Oberflächlich betrachtet wirkt das Triptychon sehr kirchentreu. Man stößt aber auf ungewöhnliche Details. Ob sie zum Himmelstor schreiten oder in die Hölle hinabstürzen, der Maler hat den Figuren sehr ausdrucksvolle Gesichter gegeben. Das sind keine Statisten, sondern realistisch gemalte Zeitgenossen Memlings. Auf der Mitteltafel sieht es so aus, als kröchen einige "Verdammte" aus Erdlöchern ins Freie, als gebe es einen Weg aus der Hölle. Das Weltbild, das aus diesem Kunstwerk spricht, scheint weniger starr als vermutet.

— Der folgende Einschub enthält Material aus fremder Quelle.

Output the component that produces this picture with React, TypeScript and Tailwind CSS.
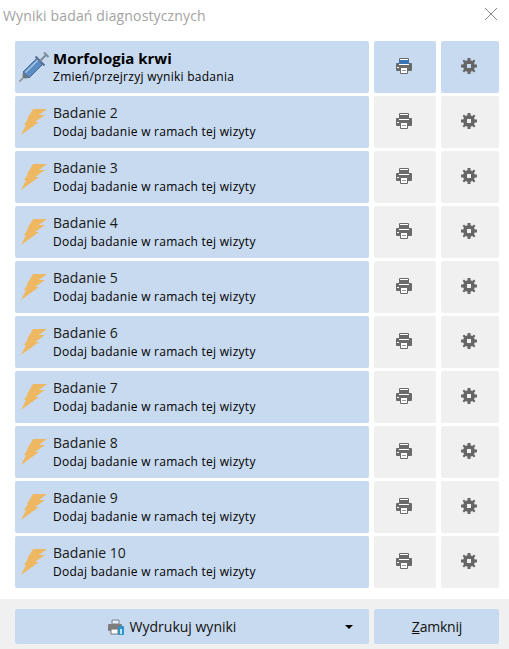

Wie das in Brügge gemalte, für Florenz bestimmte Werk nach Danzig kam, liest sich wie ein Krimi. Auf dem Seeweg nach Italien wurde es vom Danziger Freibeuter Paul Benecke gekidnappt. Das Gemälde wurde zwischenzeitlich auch nach Paris und Berlin verschleppt, kehrte aber 1817 endgültig nach Danzig zurück. An seinen ursprünglichen Bestimmungsort, die Badia-Fiesolana-Kirche nahe Florenz, kam es nie. Gläubige oder Atheisten, die ins heutige Gdansk reisen, müssen es gesehen haben.